For a week at least, the animals have been
trampling the gathered grain and the threshing floor has hummed with activity. Tossing
up the harvest, so the grain falls to the ground, but the wind carries the
chaff away. No one keeps the chaff, no one wants it. And in the world each in
some way, Ruth and Naomi and even Boaz carry something of the chaff about them.
They are not desired- Ruth, carries the chaff of
being a foreigner whose marriage must not have been blessed since she had no
sons; Naomi, the chaff of the widow whose husband and sons are gone, not
blessed. Boaz, the chaff of being older and alone-without a companion, and
hardly the object of the eyes of the young.

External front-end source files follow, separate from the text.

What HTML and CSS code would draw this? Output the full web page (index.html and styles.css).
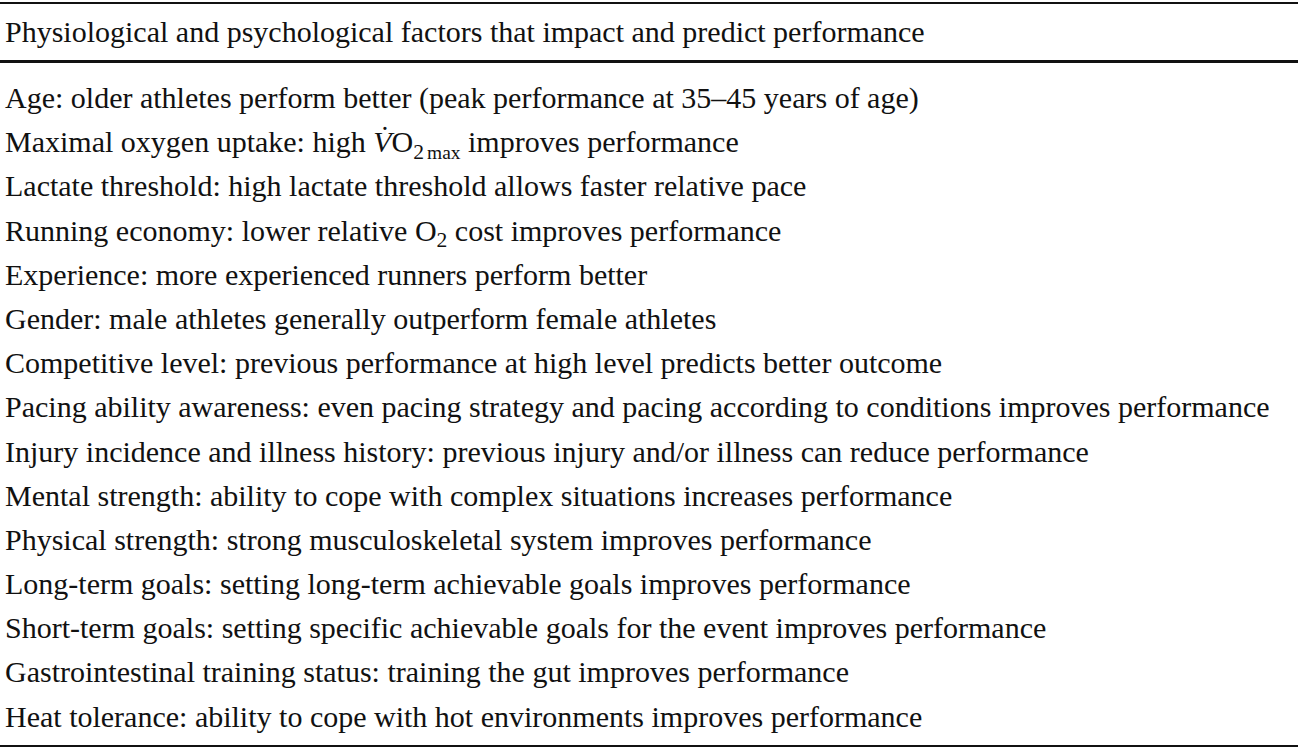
FILE: index.html
```html
<!DOCTYPE html>
<html>
<head>
<meta charset="utf-8">
<link rel="stylesheet" href="styles.css">
</head>
<body>
<div class="table">
  <div class="head">Physiological and psychological factors that impact and predict performance</div>
  <div class="body">
    <div class="row">Age: older athletes perform better (peak performance at 35–45 years of age)</div>
    <div class="row">Maximal oxygen uptake: high <span class="vdot">V̇</span>O<sub class="sub">2<span class="max">max</span></sub> improves performance</div>
    <div class="row">Lactate threshold: high lactate threshold allows faster relative pace</div>
    <div class="row">Running economy: lower relative O<sub class="sub">2</sub> cost improves performance</div>
    <div class="row">Experience: more experienced runners perform better</div>
    <div class="row">Gender: male athletes generally outperform female athletes</div>
    <div class="row">Competitive level: previous performance at high level predicts better outcome</div>
    <div class="row">Pacing ability awareness: even pacing strategy and pacing according to conditions improves performance</div>
    <div class="row">Injury incidence and illness history: previous injury and/or illness can reduce performance</div>
    <div class="row">Mental strength: ability to cope with complex situations increases performance</div>
    <div class="row">Physical strength: strong musculoskeletal system improves performance</div>
    <div class="row">Long-term goals: setting long-term achievable goals improves performance</div>
    <div class="row">Short-term goals: setting specific achievable goals for the event improves performance</div>
    <div class="row">Gastrointestinal training status: training the gut improves performance</div>
    <div class="row">Heat tolerance: ability to cope with hot environments improves performance</div>
  </div>
</div>
</body>
</html>
```
FILE: styles.css
```css
html, body {
  margin: 0;
  padding: 0;
  background: #ffffff;
}
body {
  padding-top: 2px;
  font-family: "Liberation Serif", "Times New Roman", serif;
  font-size: 30px;
  color: #111111;
}
.table {
  width: 1298px;
  border-top: 2px solid #111111;
  border-bottom: 2px solid #111111;
}
.head {
  height: 56px;
  line-height: 56px;
  padding-left: 5px;
  border-bottom: 3px solid #111111;
}
.body {
  padding-top: 13px;
  padding-bottom: 6px;
}
.row {
  height: 44.2px;
  line-height: 44.2px;
  padding-left: 5px;
  white-space: nowrap;
}
.vdot {
  font-style: italic;
}
.sub {
  font-size: 0.72em;
  line-height: 0;
  vertical-align: -0.3em;
}
.max {
  font-size: 0.9em;
  margin-left: 3px;
}
```
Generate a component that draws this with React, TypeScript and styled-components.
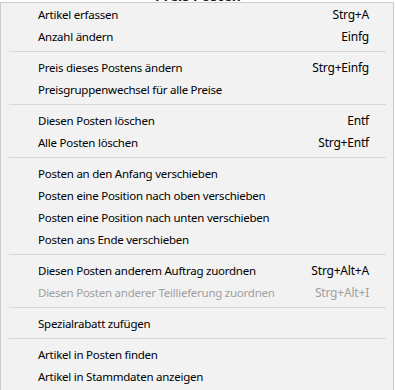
import styled, { createGlobalStyle } from 'styled-components'

interface IEntry {
  label: string;
  shortcut?: string;
  disabled?: boolean;
}

const groups: IEntry[][] = [
  [
    { label: 'Artikel erfassen', shortcut: 'Strg+A' },
    { label: 'Anzahl ändern', shortcut: 'Einfg' },
  ],
  [
    { label: 'Preis dieses Postens ändern', shortcut: 'Strg+Einfg' },
    { label: 'Preisgruppenwechsel für alle Preise' },
  ],
  [
    { label: 'Diesen Posten löschen', shortcut: 'Entf' },
    { label: 'Alle Posten löschen', shortcut: 'Strg+Entf' },
  ],
  [
    { label: 'Posten an den Anfang verschieben' },
    { label: 'Posten eine Position nach oben verschieben' },
    { label: 'Posten eine Position nach unten verschieben' },
    { label: 'Posten ans Ende verschieben' },
  ],
  [
    { label: 'Diesen Posten anderem Auftrag zuordnen', shortcut: 'Strg+Alt+A' },
    { label: 'Diesen Posten anderer Teillieferung zuordnen', shortcut: 'Strg+Alt+I', disabled: true },
  ],
  [
    { label: 'Spezialrabatt zufügen' },
  ],
  [
    { label: 'Artikel in Posten finden' },
    { label: 'Artikel in Stammdaten anzeigen' },
  ],
]

const App: React.FC = () => {
  return (
    <>
      <GlobalStyle />
      <StyledWindowStrip>
        <StyledWindowTitle>Preis Posten</StyledWindowTitle>
      </StyledWindowStrip>
      <StyledMenu>
        {groups.map((group, gi) => (
          <div key={gi}>
            {gi > 0 && <StyledSeparator />}
            {group.map((entry) => (
              <StyledItem key={entry.label} disabled={entry.disabled}>
                <StyledLabel>{entry.label}</StyledLabel>
                {entry.shortcut && <StyledShortcut>{entry.shortcut}</StyledShortcut>}
              </StyledItem>
            ))}
          </div>
        ))}
      </StyledMenu>
    </>
  )
}

export default App;

const GlobalStyle = createGlobalStyle`
  html, body {
    margin: 0;
    padding: 0;
    background: #ffffff;
    width: 395px;
    height: 390px;
    overflow: hidden;
  }
  body {
    font-family: "Noto Sans", "Open Sans", sans-serif;
  }
`

const StyledWindowStrip = styled.div`
  height: 2px;
  overflow: hidden;
  background: #ffffff;
  padding-left: 155px;
`

const StyledWindowTitle = styled.div`
  font-size: 14px;
  font-weight: bold;
  line-height: 14px;
  margin-top: -11px;
  color: #1a1a1a;
`

const StyledMenu = styled.div`
  width: 394px;
  height: 400px;
  background: #f2f2f2;
  border: 1px solid #cccccc;
  box-sizing: border-box;
  color: #000000;
`

const StyledItem = styled.div<{ disabled?: boolean }>`
  display: flex;
  align-items: center;
  justify-content: space-between;
  height: 22px;
  padding: 0 24px 0 37px;
  white-space: nowrap;
  color: ${({ disabled }) => (disabled ? '#a0a0a0' : '#000000')};
`

const StyledLabel = styled.span`
  font-size: 11.5px;
  letter-spacing: -0.25px;
`

const StyledShortcut = styled.span`
  margin-left: 16px;
  font-size: 12px;
  letter-spacing: -0.2px;
`

const StyledSeparator = styled.div`
  height: 1px;
  margin: 4px 7px 4px 8px;
  background: #d7d7d7;
`
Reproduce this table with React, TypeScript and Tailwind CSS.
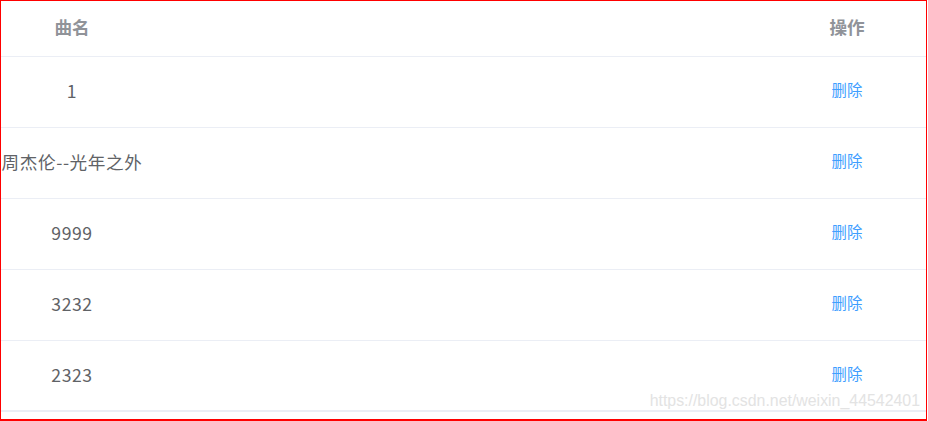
const SONGS = ["1", "周杰伦--光年之外", "9999", "3232", "2323"];

export default function App() {
  return (
    <div
      className="relative w-[927px] h-[421px] border border-b-2 border-[#ff0000] bg-white"
      style={{ fontFamily: '"Microsoft YaHei", "Noto Sans CJK SC", "Liberation Sans", sans-serif' }}
    >
      {/* header */}
      <div className="flex h-[56px] items-center pb-[4px] border-b border-[#ebeef5] text-[17.6px] leading-none font-bold text-[#909399]">
        <div className="w-[142px] text-center">曲名</div>
        <div className="flex-1" />
        <div className="w-[158px] text-center">操作</div>
      </div>

      {SONGS.map((name, i) => (
        <div
          key={i}
          className={`flex h-[71px] items-center border-[#ebeef5] ${
            i === SONGS.length - 1 ? "border-b-2" : "border-b"
          }`}
        >
          <div className="w-[142px] flex justify-center pb-[2px] whitespace-nowrap text-[17.6px] leading-none text-[#606266]">
            <span className="tracking-[0.6px]">{name}</span>
          </div>
          <div className="flex-1" />
          <div className="w-[158px] pb-[5px] text-center leading-none">
            <button className="text-[15.4px] leading-none text-[#409eff]">删除</button>
          </div>
        </div>
      ))}

      {/* watermark */}
      <div
        className="absolute right-[6px] top-[392px] text-[15.9px] leading-none text-[#e3e3e3]"
        style={{ fontFamily: '"Liberation Sans", Arial, sans-serif' }}
      >
        https://blog.csdn.net/weixin_44542401
      </div>
    </div>
  );
}
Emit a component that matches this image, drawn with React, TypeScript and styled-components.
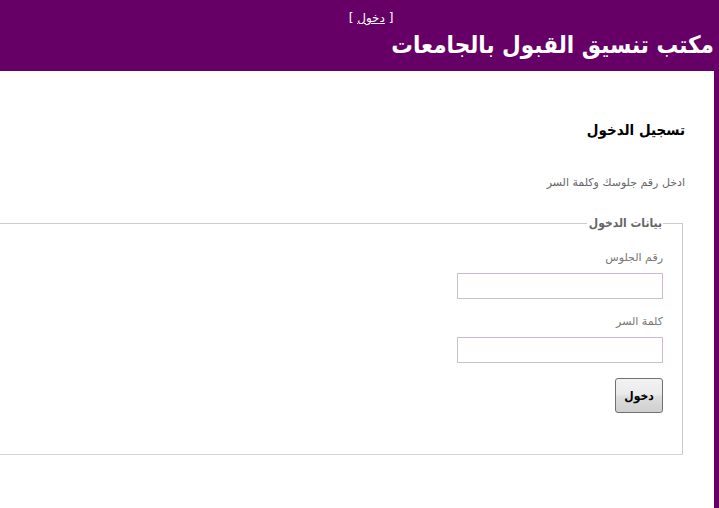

But God is on a rescue mission.
Even for the people of Bethlehem who this year are
blessed. On average, out of a ten year harvest cycle, seven of those years, one
could hope to have enough to get through the winter, and into the spring. In
two or three of those years, one could count on drought or famine. And they
knew those times. But this year, this year was blessed- a harvest of abundance!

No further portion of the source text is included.